Saut d’index, taxe des millionnaires… : ces ballons d’essai qui arrangent bien tout le monde dans l’Arizona

Bart de Wever - Tobias SCHWARZ / AFP
Baptiste Lambert

La confection des budgets à tous les niveaux de pouvoir nous replonge en pleine campagne électorale. Chacun y va de sa proposition sans lendemain. Une manière comme une autre d’envoyer des messages à son électorat. Ce qui n’est toutefois pas sans danger.

Au sein de l’Arizona, personne n’est vraiment d’accord sur l’ampleur de l’effort à fournir. La seule ligne commune qui semble se dégager, à ce stade, c’est qu’un accord pour le 14 octobre, jour du discours de l’état de l’Union de Bart De Wever devant le Parlement et jour de manif’, est difficilement atteignable.

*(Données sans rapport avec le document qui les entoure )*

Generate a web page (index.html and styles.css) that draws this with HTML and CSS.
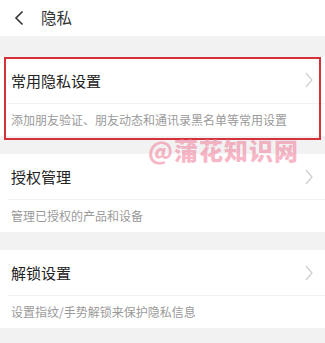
FILE: index.html
```html
<!DOCTYPE html>
<html lang="zh">
<head>
<meta charset="utf-8">
<link rel="stylesheet" href="styles.css">
</head>
<body>
<div class="page">
  <header class="header">
    <svg class="back" width="12" height="16" viewBox="0 0 12 16"><path d="M9.5 1.5 L3 8 L9.5 14.5" fill="none" stroke="#333" stroke-width="1.6"/></svg>
    <span class="htitle">隐私</span>
  </header>
  <section class="card first">
    <div class="row">
      <span class="title">常用隐私设置</span>
      <svg class="chev" width="8" height="16" viewBox="0 0 8 16"><path d="M1 1 L7 8 L1 15" fill="none" stroke="#cfcfcf" stroke-width="1.2"/></svg>
    </div>
    <div class="sub">添加朋友验证、朋友动态和通讯录黑名单等常用设置</div>
  </section>
  <section class="card">
    <div class="row">
      <span class="title">授权管理</span>
      <svg class="chev" width="8" height="16" viewBox="0 0 8 16"><path d="M1 1 L7 8 L1 15" fill="none" stroke="#cfcfcf" stroke-width="1.2"/></svg>
    </div>
    <div class="sub">管理已授权的产品和设备</div>
  </section>
  <section class="card">
    <div class="row">
      <span class="title">解锁设置</span>
      <svg class="chev" width="8" height="16" viewBox="0 0 8 16"><path d="M1 1 L7 8 L1 15" fill="none" stroke="#cfcfcf" stroke-width="1.2"/></svg>
    </div>
    <div class="sub">设置指纹/手势解锁来保护隐私信息</div>
  </section>
  <div class="watermark">@蒲花知识网</div>
</div>
</body>
</html>
```
FILE: styles.css
```css
* { box-sizing: border-box; }
html, body { margin: 0; padding: 0; }
body {
  width: 325px;
  height: 343px;
  overflow: hidden;
  background: #f2f2f2;
  font-family: "Noto Sans CJK SC", "Noto Sans", sans-serif;
}
.page {
  position: relative;
  display: flex;
  flex-direction: column;
  gap: 18px;
}
.header {
  height: 36px;
  background: #fff;
  display: flex;
  align-items: center;
  padding-left: 13px;
  margin-bottom: 3px;
}
.back { margin-right: 16px; }
.htitle {
  font-size: 15.5px;
  color: #333;
  line-height: 1;
}
.card {
  background: #fff;
  display: flex;
  flex-direction: column;
  padding-left: 8px;
  height: 78px;
}
.card.first {
  position: relative;
  height: 79px;
}
.card.first::after {
  content: "";
  position: absolute;
  left: 4px;
  top: 0;
  width: 313px;
  height: 79px;
  border: 2px solid #d4313b;
}
.row {
  height: 46px;
  display: flex;
  align-items: center;
  justify-content: space-between;
  padding-left: 3px;
  padding-right: 12px;
  border-bottom: 1px solid #f1f1f1;
}
.first .row { height: 47px; }
.title {
  font-size: 15px;
  color: #222;
  line-height: 1;
}
.sub {
  flex: 1;
  display: flex;
  align-items: center;
  padding-left: 3px;
  font-size: 12px;
  color: #9a9a9a;
  line-height: 1;
}
.watermark {
  position: absolute;
  left: 148px;
  top: 137px;
  font-size: 24px;
  font-weight: 900;
  color: rgba(240, 120, 150, 0.55);
  letter-spacing: 1px;
  line-height: 26px;
}
```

On est parti de 20 milliards, proposition du président du MR. Les Engagés ont ensuite ramené l’effort à 8 milliards. Le cd&v en a remis une couche, à 16,6 milliards d’euros. En fait, tout dépend du nombre d’années sur lequel l’Arizona répartit son effort. Et tout dépend du point final : à quel niveau de déficit il faut atterrir d’ici la fin de la législature. En coulisses, on parle désormais d’un effort de 8 à 10 milliards à trouver pour ce budget.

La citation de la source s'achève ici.